Stabilire ciò che va eliminato significa scegliere cosa tenere, dove conservare o quando lasciare andare. I criteri a cui fare riferimento, in questo processo decisionale, devono essere definiti dalla persona interessata. Non è appannaggio di nessuno questa determinazione. Se la scelta di conservare oggetti e ricordi non arriva a condizionare la vita, nessun problema. Ma se ciò non è, significa che tale modalità si è trasformata in patologia. Nel 2013 tale tendenza, chiamata hoarding disorder, è stata inserita nella quinta edizione del Diagnostic and statistical manual of mental disorders, la bibbia degli psichiatri. Facendola, in tal modo, rientrare tra i disturbi ossessivo compulsivi.
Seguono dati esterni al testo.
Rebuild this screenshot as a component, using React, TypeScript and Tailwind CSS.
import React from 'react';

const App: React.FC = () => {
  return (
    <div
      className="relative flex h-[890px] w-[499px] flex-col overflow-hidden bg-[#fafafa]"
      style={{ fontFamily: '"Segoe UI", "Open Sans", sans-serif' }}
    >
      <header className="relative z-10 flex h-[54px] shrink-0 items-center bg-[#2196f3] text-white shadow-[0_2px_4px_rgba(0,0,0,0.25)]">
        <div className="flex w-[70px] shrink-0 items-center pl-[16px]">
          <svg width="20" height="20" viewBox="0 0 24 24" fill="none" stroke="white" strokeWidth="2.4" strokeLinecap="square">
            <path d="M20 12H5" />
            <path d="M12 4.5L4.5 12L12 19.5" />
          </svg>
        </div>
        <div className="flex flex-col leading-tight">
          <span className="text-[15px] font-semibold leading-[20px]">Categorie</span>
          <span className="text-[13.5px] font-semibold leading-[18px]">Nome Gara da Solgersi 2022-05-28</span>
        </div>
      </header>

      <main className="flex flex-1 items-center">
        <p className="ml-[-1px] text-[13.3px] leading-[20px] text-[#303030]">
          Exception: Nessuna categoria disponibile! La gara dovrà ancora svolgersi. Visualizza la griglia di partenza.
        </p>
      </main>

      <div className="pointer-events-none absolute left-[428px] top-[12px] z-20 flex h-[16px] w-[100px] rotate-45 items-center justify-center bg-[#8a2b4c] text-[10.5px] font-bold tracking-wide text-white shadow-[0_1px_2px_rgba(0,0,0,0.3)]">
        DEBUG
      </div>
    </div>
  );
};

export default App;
Ciò di cui mi sono resa conto è che la memoria può vacillare. Farci sentire di non essere in grado di ricordare il volto della persona cara che è venuta a mancare, del giorno del matrimonio o della nascita di un nipote. La paura di perdere il contatto con se stessi può farci sentire vulnerabili. E la fragilità ci obbliga a fare i conti con le nostre emozioni e i nostri pensieri. Ci fa da specchio per comprendere che abbiamo bisogno gli uni degli altri e che, presto o tardi, saremo chiamati a lasciare tutto per andarcene Altrove. Quindi io non ho una risposta, ma tante riflessioni che possono accompagnarci per accresce la propria consapevolezza

Storiella Buddista: DUE MONACI E UNA DONNA

In Psicosintesi molta attenzione viene attribuita al processo evocativo. La storiella buddista che segue può essere un utile elemento per sostenerci nel nostro cammino di autoformazione.
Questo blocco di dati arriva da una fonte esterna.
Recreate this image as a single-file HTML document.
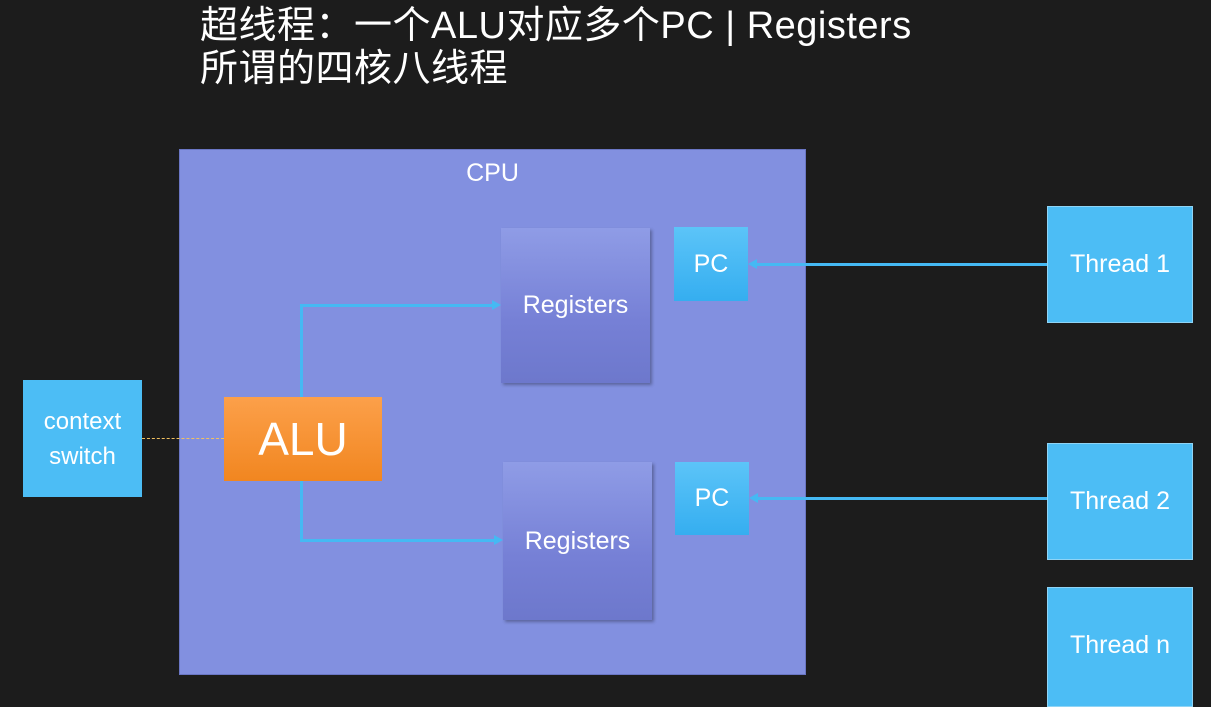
<!DOCTYPE html><html><head><style>
body{margin:0;width:1211px;height:685px;overflow:hidden;background:#1c1c1c;position:relative;font-family:"Liberation Sans","Noto Sans CJK SC",sans-serif;color:#fff}
div{position:absolute;box-sizing:border-box}
.t{display:flex;align-items:center;justify-content:center;text-align:center}
.pc{background:linear-gradient(#5cc4f8,#35aef0);font-size:25px}
.reg{background:linear-gradient(#8f9ce6,#7680d6 60%,#6d78cc);font-size:25px;box-shadow:2px 2px 3px rgba(0,0,0,.3)}
.th{background:#4cbdf5;border:1px solid #8fd4f5;font-size:25px}
.l{background:#45b9f3}
.a{width:0;height:0;border-top:5px solid transparent;border-bottom:5px solid transparent}
</style></head><body>
<div style="left:200px;top:5px;font-size:38px;line-height:43px;white-space:nowrap;letter-spacing:0.5px">超线程：一个ALU对应多个PC | Registers<br>所谓的四核八线程</div>
<div style="left:179px;top:149px;width:627px;height:526px;background:#8290e0;border:1px solid #6a76c4"></div>
<div class="t" style="left:179px;top:155px;width:627px;height:36px;font-size:25px">CPU</div>
<div class="t reg" style="left:501px;top:228px;width:149px;height:155px">Registers</div>
<div class="t reg" style="left:503px;top:462px;width:149px;height:158px">Registers</div>
<div class="t pc" style="left:674px;top:227px;width:74px;height:74px">PC</div>
<div class="t pc" style="left:675px;top:462px;width:74px;height:73px">PC</div>
<div class="t" style="left:224px;top:397px;width:158px;height:84px;background:linear-gradient(#fca04a,#f18620);font-size:46px">ALU</div>
<div class="t" style="left:23px;top:380px;width:119px;height:117px;background:#4cbdf5;font-size:24px;line-height:35px">context<br>switch</div>
<div style="left:142px;top:438px;width:82px;border-top:1px dashed #f0c060"></div>
<div class="l" style="left:300px;top:305px;width:3px;height:92px"></div>
<div class="l" style="left:300px;top:304px;width:192px;height:3px"></div>
<div class="a" style="left:492px;top:300px;border-left:9px solid #45b9f3"></div>
<div class="l" style="left:300px;top:481px;width:3px;height:60px"></div>
<div class="l" style="left:300px;top:539px;width:194px;height:3px"></div>
<div class="a" style="left:494px;top:535px;border-left:9px solid #45b9f3"></div>
<div class="l" style="left:756px;top:263px;width:292px;height:3px"></div>
<div class="a" style="left:748px;top:259px;border-right:9px solid #45b9f3"></div>
<div class="l" style="left:757px;top:497px;width:291px;height:3px"></div>
<div class="a" style="left:749px;top:493px;border-right:9px solid #45b9f3"></div>
<div class="t th" style="left:1047px;top:206px;width:146px;height:117px">Thread 1</div>
<div class="t th" style="left:1047px;top:443px;width:146px;height:117px">Thread 2</div>
<div class="t th" style="left:1047px;top:587px;width:146px;height:120px;padding-bottom:4px">Thread n</div>
</body></html>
Due monaci buddisti lasciarono il monastero per raggiungerne un altro ad un giorno di cammino. Dopo poche ore una violenta tempesta li sorprese, obbligandoli a ripararsi alla bene meglio e ad attendere che smettesse di piovere. L’acqua caduta copiosamente aveva fatto esondare un fiume allagando la strada.

Continuando il cammino in prossimità di una grande pozza d’acqua, i due monaci videro una donna, bellissima e disperata. La donna, che voleva attraversare la pozza, chiese ai due monaci di aiutarla. Il più giovane scosse la testa guardando altrove. Il più vecchio, invece, non ci pensò due volte: prese la donna in braccio e insieme attraversarono la pozza. La donna ringraziò e prosegui per la sua strada.

I due monaci ripresero a camminare in silenzio senza proferire alcuna parola. Il monaco anziano meditava camminando, lasciandosi assorbire dalla naturaIl monaco giovane, invece, aveva lo sguardo basso e sembrava pensieroso.

Solo alla sera, ormai arrivati a destinazione, il giovane monaco ruppe il silenzio e disse con vigore al suo compagno di viaggio: “Non ti sembra sbagliato toccare una donna? Noi siamo monaci, non è forse sbagliato portare una donna in braccio?” Il monaco anziano si prese qualche secondo poi disse: «È vero: io ho trasportato quella donna per qualche metro. Ma tu, figlio mio, l’hai trasportata nella tua testa per tutto il giorno. L’hai portata con te da quando l’abbiamo incontrata fino a questo momento … ed è probabile che la porterai con te anche stanotte!”

In sostanza, accumulare pesi e trattenerli ostinatamente significa ancorarci a pensieri, preoccupazioni, paure ed ansie che si auto generano ingrandendosi. Non solo ingombrando lo zaino che ci portiamo sulle spalle, ma anche appesantendoci e impedendo ogni movimento. Gli oggetti possiamo lasciarli a terra, ma i pensieri no! Questi chiedono di essere ascoltati, compresi e solo dopo … auspicabilmente … lasciati andare. A noi la scelta di tenere o lasciare!